Question on a kernel optimizations

I recently have a CUDA kernel which seems very “tough” to optimize as below:

__global__ void DataLayoutTransformKernel(cuDoubleComplex* d_origx, cuDoubleComplex* d_origx_remap, int n, int filter_size, int ai )
    for(int idx = blockIdx.x * blockDim.x + threadIdx.x; idx < filter_size; idx += blockDim.x * gridDim.x)
        int index = (idx * ai) & (n-1);
        d_origx_remap[idx] = d_origx[index];

//Parameters were defined before
int permute[loops] = {29165143,3831769,17603771,9301169,32350975, ...} 
int n = 33554432;
int filter_size = 1783157;

for(int i=0; i<loops; i++)
    DataLayoutTransformKernel<<<dimGrid, dimBlock, 0, stream[i]>>>((cuDoubleComplex*) d_origx,    (cuDoubleComplex*)d_origx_remap+i*filter_size, n, filter_size, permute[i]);


The purpose of the kernel is to reorder the data layout of d_origx from irregular to regular (d_origx_remap).

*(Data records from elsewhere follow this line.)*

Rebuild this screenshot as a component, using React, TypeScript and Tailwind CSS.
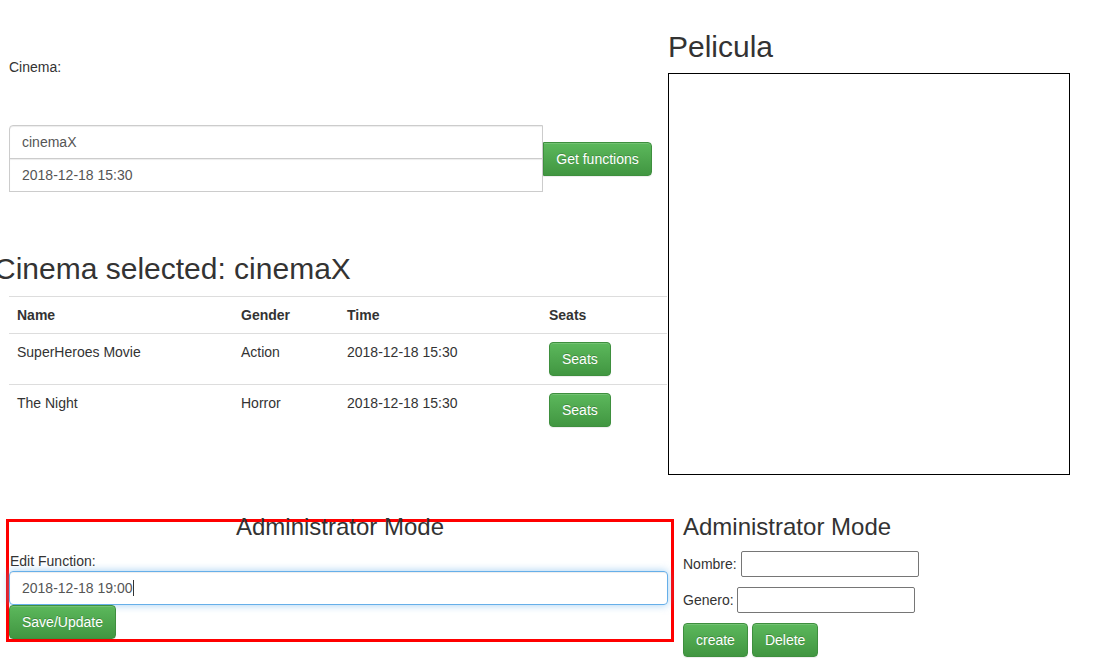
import React from "react";

const btn =
  "inline-flex items-center justify-center h-[34px] px-[12px] text-[14px] leading-[20px] text-white border border-[#3e8f3e] bg-linear-to-b from-[#5cb85c] to-[#419641] [text-shadow:0_-1px_0_rgba(0,0,0,0.2)] shadow-[inset_0_1px_0_rgba(255,255,255,0.15),0_1px_1px_rgba(0,0,0,0.075)]";

const rows = [
  { name: "SuperHeroes Movie", gender: "Action", time: "2018-12-18 15:30" },
  { name: "The Night", gender: "Horror", time: "2018-12-18 15:30" },
];

export default function App() {
  return (
    <div className="w-[1111px] h-[667px] overflow-hidden bg-white font-['Liberation_Sans',Arial,sans-serif] text-[14px] leading-[20px] text-[#333]">
      {/* Row 1 */}
      <div className="flex items-start h-[475px]">
        {/* Left column */}
        <div className="w-[668px] shrink-0">
          <div className="pt-[57px] pl-[9px] h-[77px]">Cinema:</div>
          <div className="mt-[48px] ml-[9px] flex items-center">
            <div className="w-[534px] flex flex-col">
              <div className="h-[34px] flex items-center px-[12px] border border-[#ccc] rounded-tl-[4px] text-[#555] shadow-[inset_0_1px_1px_rgba(0,0,0,0.075)]">
                cinemaX
              </div>
              <div className="-mt-px h-[34px] flex items-center px-[12px] border border-[#ccc] text-[#555] shadow-[inset_0_1px_1px_rgba(0,0,0,0.075)]">
                2018-12-18 15:30
              </div>
            </div>
            <button className={`${btn} w-[109px] rounded-r-[4px]`}>Get functions</button>
          </div>
          <h2 className="mt-[60px] -ml-[6px] h-[33px] text-[30px] leading-[33px] font-normal whitespace-nowrap">
            Cinema selected: cinemaX
          </h2>
          <table className="mt-[11px] ml-[9px] w-[658px] table-fixed border-collapse">
            <colgroup>
              <col className="w-[224px]" />
              <col className="w-[106px]" />
              <col className="w-[202px]" />
              <col className="w-[126px]" />
            </colgroup>
            <thead>
              <tr className="border-t border-b border-[#ddd]">
                <th className="text-left font-bold p-[8px] align-bottom">Name</th>
                <th className="text-left font-bold p-[8px] align-bottom">Gender</th>
                <th className="text-left font-bold p-[8px] align-bottom">Time</th>
                <th className="text-left font-bold p-[8px] align-bottom">Seats</th>
              </tr>
            </thead>
            <tbody>
              {rows.map((r, i) => (
                <tr key={i} className={i > 0 ? "border-t border-[#ddd]" : ""}>
                  <td className="p-[8px] align-top">{r.name}</td>
                  <td className="p-[8px] align-top">{r.gender}</td>
                  <td className="p-[8px] align-top">{r.time}</td>
                  <td className="p-[8px] align-top">
                    <button className={`${btn} rounded-[4px]`}>Seats</button>
                  </td>
                </tr>
              ))}
            </tbody>
          </table>
        </div>
        {/* Right column */}
        <div className="pt-[30px]">
          <h2 className="h-[33px] text-[30px] leading-[33px] font-normal">Pelicula</h2>
          <div className="mt-[10px] w-[402px] h-[402px] border border-black"></div>
        </div>
      </div>

      {/* Row 2 */}
      <div className="flex items-start">
        <div className="ml-[6px] mt-[44px] w-[668px] shrink-0 border-[3px] border-[#ff0000]">
          <h3 className="-mt-[8px] h-[26px] text-center text-[24px] leading-[26px] font-normal">
            Administrator Mode
          </h3>
          <div className="mt-[11px] h-[20px] pl-[1px]">Edit Function:</div>
          <div className="w-[659px] h-[34px] flex items-center px-[12px] border border-[#66afe9] rounded-[4px] text-[#555] shadow-[inset_0_1px_1px_rgba(0,0,0,0.075),0_0_8px_rgba(102,175,233,0.6)]">
            2018-12-18 19:00
            <span className="inline-block w-px h-[16px] bg-[#333]"></span>
          </div>
          <button className={`${btn} rounded-[4px]`}>Save/Update</button>
        </div>
        <div className="ml-[9px] mt-[39px]">
          <h3 className="h-[26px] text-[24px] leading-[26px] font-normal whitespace-nowrap">
            Administrator Mode
          </h3>
          <div className="mt-[11px] h-[26px] flex items-center whitespace-pre">
            {"Nombre: "}
            <input className="w-[178px] h-[26px] border border-[#767676] rounded-[2px] px-[2px] text-[13px] outline-none" />
          </div>
          <div className="mt-[10px] h-[26px] flex items-center whitespace-pre">
            {"Genero: "}
            <input className="w-[178px] h-[26px] border border-[#767676] rounded-[2px] px-[2px] text-[13px] outline-none" />
          </div>
          <div className="mt-[10px] flex gap-[4px]">
            <button className={`${btn} rounded-[4px]`}>create</button>
            <button className={`${btn} rounded-[4px]`}>Delete</button>
          </div>
        </div>
      </div>
    </div>
  );
}
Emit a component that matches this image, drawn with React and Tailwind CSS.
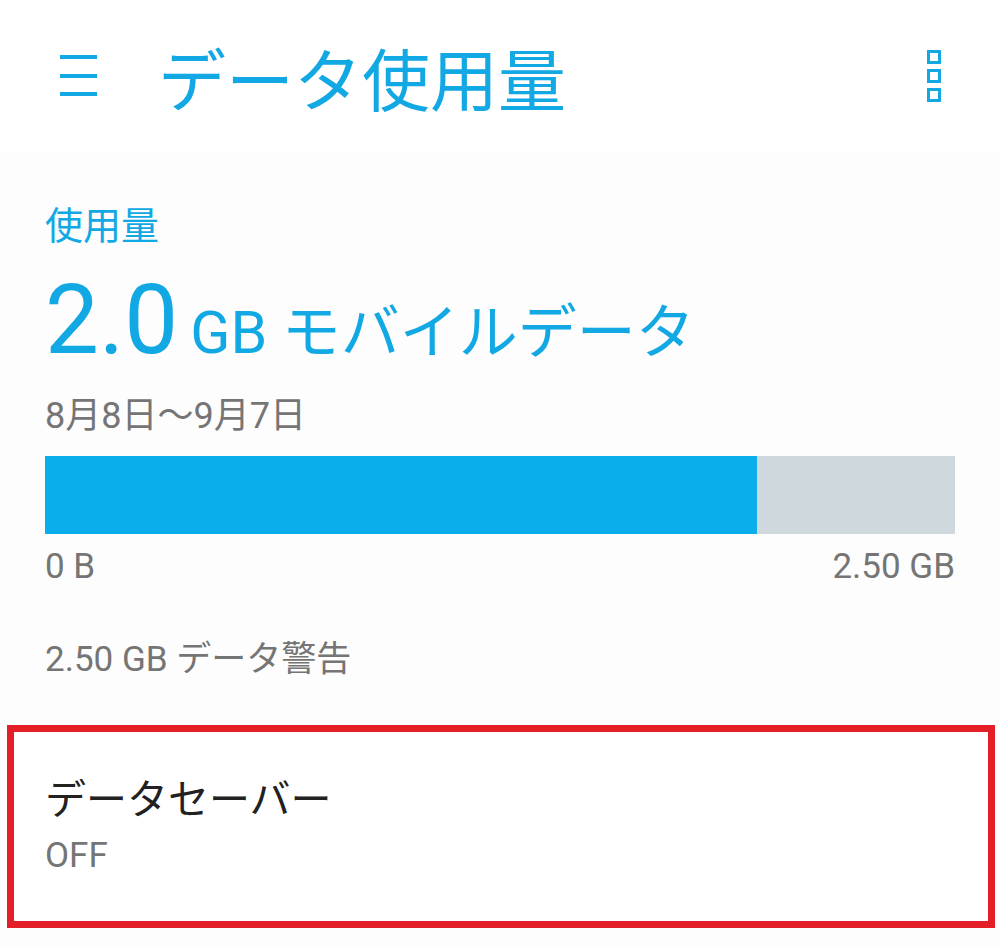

It is repeated with several times with each has different access stride (ai).

The challenge here is the irregular memory access pattern in referring the array of d_origx[index]. My idea is to use shared memory. But here for this case it seems very hard to use shared memory to coalesce global memory access.

So could anyone please give me some suggestions on how to optimize this kernel?